Raw records:
____________________
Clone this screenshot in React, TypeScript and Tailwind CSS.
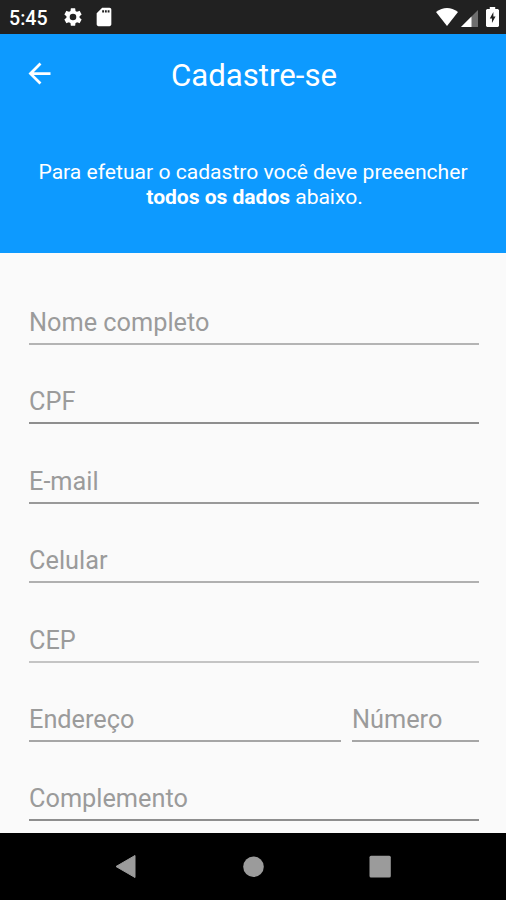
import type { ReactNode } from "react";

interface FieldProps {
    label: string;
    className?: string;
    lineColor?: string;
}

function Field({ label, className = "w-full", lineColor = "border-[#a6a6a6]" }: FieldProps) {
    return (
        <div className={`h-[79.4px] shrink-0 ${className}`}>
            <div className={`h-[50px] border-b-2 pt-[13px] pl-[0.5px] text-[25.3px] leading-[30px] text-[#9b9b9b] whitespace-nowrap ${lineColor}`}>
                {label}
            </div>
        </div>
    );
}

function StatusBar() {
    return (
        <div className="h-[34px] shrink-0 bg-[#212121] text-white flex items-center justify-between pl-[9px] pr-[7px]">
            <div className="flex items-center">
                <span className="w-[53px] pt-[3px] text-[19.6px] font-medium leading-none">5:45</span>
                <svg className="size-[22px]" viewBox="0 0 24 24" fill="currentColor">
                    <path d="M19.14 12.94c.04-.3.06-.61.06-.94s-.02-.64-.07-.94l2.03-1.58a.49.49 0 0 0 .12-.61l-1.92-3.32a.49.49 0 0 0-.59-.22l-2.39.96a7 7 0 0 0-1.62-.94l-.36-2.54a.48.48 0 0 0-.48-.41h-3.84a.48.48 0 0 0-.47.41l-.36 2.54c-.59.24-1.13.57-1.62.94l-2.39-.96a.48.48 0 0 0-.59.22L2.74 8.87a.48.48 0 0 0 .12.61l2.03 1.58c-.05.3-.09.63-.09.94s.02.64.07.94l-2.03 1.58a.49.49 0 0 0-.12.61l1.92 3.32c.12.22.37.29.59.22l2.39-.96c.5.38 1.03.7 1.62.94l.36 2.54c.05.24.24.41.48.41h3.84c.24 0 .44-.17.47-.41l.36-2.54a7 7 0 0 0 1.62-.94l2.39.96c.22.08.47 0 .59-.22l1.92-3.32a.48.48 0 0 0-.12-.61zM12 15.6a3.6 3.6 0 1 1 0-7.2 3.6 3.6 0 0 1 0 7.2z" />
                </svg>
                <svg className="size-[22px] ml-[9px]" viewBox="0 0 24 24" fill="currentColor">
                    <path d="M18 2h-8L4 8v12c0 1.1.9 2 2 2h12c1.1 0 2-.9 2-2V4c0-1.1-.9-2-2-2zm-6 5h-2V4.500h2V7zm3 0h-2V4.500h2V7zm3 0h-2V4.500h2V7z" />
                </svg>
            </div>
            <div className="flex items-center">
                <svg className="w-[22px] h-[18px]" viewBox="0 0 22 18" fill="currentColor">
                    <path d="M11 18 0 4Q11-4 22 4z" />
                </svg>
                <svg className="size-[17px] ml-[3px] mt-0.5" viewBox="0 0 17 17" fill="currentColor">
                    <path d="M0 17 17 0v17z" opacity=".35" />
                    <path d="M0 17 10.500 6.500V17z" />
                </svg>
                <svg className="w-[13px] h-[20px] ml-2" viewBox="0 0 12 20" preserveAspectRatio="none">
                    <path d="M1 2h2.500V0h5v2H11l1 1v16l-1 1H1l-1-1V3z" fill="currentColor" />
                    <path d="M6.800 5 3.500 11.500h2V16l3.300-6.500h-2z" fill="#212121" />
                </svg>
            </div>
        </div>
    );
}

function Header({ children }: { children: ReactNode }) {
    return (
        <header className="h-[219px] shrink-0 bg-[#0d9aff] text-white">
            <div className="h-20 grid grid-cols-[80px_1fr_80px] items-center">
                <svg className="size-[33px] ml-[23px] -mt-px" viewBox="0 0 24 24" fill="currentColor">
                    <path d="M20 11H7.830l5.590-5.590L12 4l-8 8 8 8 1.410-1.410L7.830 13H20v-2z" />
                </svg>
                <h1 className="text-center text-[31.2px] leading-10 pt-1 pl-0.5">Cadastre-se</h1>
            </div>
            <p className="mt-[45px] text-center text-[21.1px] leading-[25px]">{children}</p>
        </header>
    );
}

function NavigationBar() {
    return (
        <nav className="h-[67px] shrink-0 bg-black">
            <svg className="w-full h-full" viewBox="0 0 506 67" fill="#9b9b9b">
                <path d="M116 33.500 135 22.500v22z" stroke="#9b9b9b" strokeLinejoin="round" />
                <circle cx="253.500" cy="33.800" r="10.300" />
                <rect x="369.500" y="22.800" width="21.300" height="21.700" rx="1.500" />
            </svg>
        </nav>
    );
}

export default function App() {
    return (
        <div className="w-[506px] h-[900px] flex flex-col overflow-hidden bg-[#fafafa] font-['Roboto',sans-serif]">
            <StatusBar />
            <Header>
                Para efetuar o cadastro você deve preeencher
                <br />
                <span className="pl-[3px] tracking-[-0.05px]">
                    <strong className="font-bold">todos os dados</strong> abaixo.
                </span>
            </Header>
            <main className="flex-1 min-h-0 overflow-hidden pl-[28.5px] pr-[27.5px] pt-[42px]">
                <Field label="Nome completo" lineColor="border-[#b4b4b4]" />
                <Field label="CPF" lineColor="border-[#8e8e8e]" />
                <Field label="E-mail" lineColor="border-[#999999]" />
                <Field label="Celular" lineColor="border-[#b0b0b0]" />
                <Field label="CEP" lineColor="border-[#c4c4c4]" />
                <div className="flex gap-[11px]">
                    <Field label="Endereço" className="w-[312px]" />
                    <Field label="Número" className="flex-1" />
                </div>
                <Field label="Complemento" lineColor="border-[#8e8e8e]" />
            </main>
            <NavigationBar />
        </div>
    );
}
____________________
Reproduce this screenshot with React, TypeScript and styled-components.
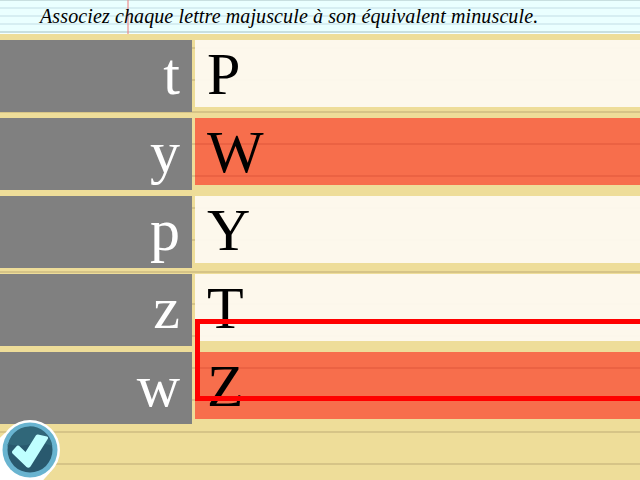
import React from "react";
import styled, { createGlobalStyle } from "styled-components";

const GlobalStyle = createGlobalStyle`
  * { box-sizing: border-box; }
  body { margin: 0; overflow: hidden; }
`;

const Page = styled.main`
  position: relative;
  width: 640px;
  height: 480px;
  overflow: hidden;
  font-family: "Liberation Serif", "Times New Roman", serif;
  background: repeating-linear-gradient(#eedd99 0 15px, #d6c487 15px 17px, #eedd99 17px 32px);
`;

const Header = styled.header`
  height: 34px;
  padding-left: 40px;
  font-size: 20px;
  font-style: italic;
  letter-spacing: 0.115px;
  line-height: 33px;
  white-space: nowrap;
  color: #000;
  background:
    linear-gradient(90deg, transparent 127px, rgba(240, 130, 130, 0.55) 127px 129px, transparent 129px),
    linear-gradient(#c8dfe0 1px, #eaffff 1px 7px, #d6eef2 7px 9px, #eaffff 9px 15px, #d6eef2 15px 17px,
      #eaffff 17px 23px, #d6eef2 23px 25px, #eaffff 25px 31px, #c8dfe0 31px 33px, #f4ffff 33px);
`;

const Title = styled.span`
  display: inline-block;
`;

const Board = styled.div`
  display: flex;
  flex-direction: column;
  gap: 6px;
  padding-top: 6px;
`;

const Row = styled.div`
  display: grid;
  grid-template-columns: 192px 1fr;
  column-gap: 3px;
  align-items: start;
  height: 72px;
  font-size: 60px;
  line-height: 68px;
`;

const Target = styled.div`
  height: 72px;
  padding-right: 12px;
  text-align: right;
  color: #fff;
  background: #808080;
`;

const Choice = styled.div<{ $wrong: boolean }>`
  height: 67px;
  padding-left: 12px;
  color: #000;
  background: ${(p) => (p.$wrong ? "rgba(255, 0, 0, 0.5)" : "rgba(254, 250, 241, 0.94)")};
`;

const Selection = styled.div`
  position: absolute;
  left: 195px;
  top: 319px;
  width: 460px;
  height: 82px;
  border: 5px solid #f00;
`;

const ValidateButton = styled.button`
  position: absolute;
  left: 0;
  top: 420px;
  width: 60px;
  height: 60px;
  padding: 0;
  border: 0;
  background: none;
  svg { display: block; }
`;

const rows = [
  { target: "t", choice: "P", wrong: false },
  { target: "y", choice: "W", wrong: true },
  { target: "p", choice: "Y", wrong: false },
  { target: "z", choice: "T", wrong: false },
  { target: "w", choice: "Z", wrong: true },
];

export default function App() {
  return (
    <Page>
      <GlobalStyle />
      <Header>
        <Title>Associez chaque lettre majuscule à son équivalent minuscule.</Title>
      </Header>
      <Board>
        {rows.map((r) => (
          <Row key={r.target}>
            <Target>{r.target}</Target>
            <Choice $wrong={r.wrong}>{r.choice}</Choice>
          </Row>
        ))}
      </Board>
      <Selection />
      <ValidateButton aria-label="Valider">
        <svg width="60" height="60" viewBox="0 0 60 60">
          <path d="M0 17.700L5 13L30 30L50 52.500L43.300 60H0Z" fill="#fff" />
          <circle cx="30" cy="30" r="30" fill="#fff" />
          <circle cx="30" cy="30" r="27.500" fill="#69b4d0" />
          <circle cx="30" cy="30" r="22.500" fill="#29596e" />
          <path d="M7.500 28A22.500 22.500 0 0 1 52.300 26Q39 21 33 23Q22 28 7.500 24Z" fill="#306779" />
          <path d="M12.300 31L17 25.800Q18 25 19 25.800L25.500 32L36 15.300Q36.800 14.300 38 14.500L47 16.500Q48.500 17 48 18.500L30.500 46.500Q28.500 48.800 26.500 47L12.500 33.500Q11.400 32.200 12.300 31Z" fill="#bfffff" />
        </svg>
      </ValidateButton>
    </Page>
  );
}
____________________
Work out how many lines of the data above contain the string "screenshot" and give the number alone.

2